- American release poster
- Der Mann im Feuer
- Directed by: Erich Waschneck
- Written by: Heinrich Brandt; Curt J. Braun ; Armin Petersen; Erich Waschneck;
- Produced by: Erich Pommer
- Starring: Helga Thomas; Olga Chekhova; Henry Stuart;
- Cinematography: Friedl Behn-Grund; Werner Brandes;
- Music by: Werner R. Heymann
- Production company: UFA
- Distributed by: UFA
- Release date: 23 September 1926;
- Running time: 89 minutes
- Country: Germany
- Languages: Silent; German intertitles;

= The Man in the Fire =

1926 film

The Man in the Fire (Der Mann im Feuer) is a 1926 German silent film directed by Erich Waschneck and starring Helga Thomas, Olga Chekhova and Henry Stuart. It was shot at the Weissensee Studios in Berlin. The film's sets were designed by Botho Hoefer. It was released in the United States under the alternative title of When Duty Calls.

==Plot==
Berlin in the 1920s: a collision occurs between two trains on the capital's subway. Johann Michael, a seasoned firefighter through and through, is among those actively involved in the rescue efforts. He sustains a severe knee injury that leaves him permanently stiff, preventing him from continuing his field service. Michael refuses a desk job offered to him. Secretly, the now-retired firefighter blames his much younger colleague, Hellmuth Frank, for his predicament. This fire chief, of all people, has been in love with Michael's daughter Lore, a costume designer at Berlin's Scala Theatre, ever since he was once required to conduct a safety inspection there.

Johann Michael has found a monotonous assembly line job, which leaves him utterly unfulfilled and makes him increasingly grumpy. Lore asks Hellmuth to help her father at least pass a driving licence exam for the fire department, but the old man fails. Once again, old Michael believes that Hellmuth Frank must be behind his downfall—a misconception reinforced by Karl Winter, the Scala's head lighting technician, who himself has his eye on Lore and has thus become Hellmuth Frank's rival.
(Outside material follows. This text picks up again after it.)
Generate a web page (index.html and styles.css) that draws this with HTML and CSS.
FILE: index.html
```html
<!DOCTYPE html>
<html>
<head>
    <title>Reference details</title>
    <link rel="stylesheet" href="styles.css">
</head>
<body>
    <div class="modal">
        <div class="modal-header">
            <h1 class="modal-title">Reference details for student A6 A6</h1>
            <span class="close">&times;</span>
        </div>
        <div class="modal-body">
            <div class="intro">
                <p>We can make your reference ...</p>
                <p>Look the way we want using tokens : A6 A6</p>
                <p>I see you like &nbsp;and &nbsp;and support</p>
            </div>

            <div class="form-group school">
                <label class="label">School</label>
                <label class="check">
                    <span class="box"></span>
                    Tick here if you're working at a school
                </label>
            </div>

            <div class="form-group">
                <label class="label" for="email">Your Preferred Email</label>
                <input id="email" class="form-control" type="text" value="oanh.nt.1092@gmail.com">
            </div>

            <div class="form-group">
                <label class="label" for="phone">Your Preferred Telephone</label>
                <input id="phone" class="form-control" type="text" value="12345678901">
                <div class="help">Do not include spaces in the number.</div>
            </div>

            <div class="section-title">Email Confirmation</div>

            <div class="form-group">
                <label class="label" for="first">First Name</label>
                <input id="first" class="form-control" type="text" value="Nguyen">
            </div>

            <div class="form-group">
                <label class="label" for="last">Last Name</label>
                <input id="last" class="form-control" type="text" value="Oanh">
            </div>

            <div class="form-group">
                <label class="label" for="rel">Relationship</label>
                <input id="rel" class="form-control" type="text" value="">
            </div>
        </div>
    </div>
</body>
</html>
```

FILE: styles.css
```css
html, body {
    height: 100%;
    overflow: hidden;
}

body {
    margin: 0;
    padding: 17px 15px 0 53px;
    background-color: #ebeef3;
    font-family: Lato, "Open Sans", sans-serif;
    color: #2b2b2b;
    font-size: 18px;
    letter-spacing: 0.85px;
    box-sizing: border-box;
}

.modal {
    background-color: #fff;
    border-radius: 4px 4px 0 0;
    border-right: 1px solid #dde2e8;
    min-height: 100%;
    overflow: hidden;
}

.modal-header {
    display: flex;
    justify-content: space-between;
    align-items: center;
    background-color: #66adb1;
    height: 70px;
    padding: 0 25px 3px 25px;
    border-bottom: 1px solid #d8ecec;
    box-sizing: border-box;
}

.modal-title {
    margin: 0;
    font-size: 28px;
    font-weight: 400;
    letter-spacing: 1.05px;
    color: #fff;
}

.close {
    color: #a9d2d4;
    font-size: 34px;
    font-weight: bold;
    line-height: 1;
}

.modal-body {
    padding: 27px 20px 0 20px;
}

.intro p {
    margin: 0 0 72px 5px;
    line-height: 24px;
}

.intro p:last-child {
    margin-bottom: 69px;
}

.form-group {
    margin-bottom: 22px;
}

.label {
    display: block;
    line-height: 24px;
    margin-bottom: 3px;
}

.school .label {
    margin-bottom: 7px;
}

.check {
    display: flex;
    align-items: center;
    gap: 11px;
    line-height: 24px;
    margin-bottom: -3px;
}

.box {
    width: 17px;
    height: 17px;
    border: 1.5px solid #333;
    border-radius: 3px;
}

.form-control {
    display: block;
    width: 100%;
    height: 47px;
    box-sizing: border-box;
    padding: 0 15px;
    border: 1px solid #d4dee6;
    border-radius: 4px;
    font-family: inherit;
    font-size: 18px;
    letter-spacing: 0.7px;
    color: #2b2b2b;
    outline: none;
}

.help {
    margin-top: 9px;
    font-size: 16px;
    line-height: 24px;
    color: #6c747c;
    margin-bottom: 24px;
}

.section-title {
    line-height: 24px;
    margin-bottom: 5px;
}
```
One day, disaster strikes when the Scala Theatre catches fire: a short circuit during a performance soon erupts into a sea of flames. The fire department rushes to the scene, and Johann Michael cannot bear to stay home after hearing the terrible news. It soon becomes clear that Lore is still inside the theatre. While Karl Winter simply vanishes, Johann Michael and Hellmuth Frank work together to rescue Lore from the inferno. When Hellmuth collapses in the heat, Johann Michael saves not only his daughter but also his supposed enemy, Frank. Johann Michael and Helmuth Frank shake hands heartily, and Frank embraces Lore.

==Cast==
- Rudolf Rittner as firefighter Johann Michael
- Helga Thomas as his daughter, Lore Michael
- Olga Chekhova as Mlle Romola
- Henry Stuart as Hellmuth Frank
- Kurt Vespermann as Karl Winter
- Jakob Tiedtke as the friend of Mlle Romola

==Production==
The Man in the Fire was filmed between April and June 1926 in Berlin-Weißensee and at the UFA cultural department in Berlin-Steglitz. It passed the film censors on 6 September 6 of the same year and premiered on 23 September 1926, at the UFA-Palast am Zoo cinema in Berlin. The five-act film, approved for young audiences, ran for 2,253 metres and was deemed "educational".

The sets were designed by Botho Höfer.

In Halle/Saale, the Capitol cinema, located at Lauchstädter Straße 1, screened a performance of The Man in the Fire, with the announcement that it featured "Rudolf Rittner, Helga Thomas, Olga Tschechowa, and Henry Stuart. The Berlin Fire Department also participated."

==Critical assessment==
Linzer Tages-Post wrote: "Rudolf Rittner portrays the firefighter with gripping realism. The quick thinking of the Berlin fire brigades in the depiction of the great fire is admirable. […] It is once again a truly German film."

Das Kino-Journal wrote: "The film, directed very cleanly and pleasingly by Erich Waschneck, depicts in an exemplary manner the dangers and the faithful fulfillment of duty in the difficult profession of the firefighter. The performance […] is consistently excellent."

Murtaler Zeitung described The Man in the Fire as "a drama of inglorious heroes in battle with the elements."

Villacher Zeitung said: "The plot, as well as the presentation and visuals, are admirable and successful. The performance is superb."

==Bibliography==
- Hans-Michael Bock and Tim Bergfelder. The Concise Cinegraph: An Encyclopedia of German Cinema. Berghahn Books.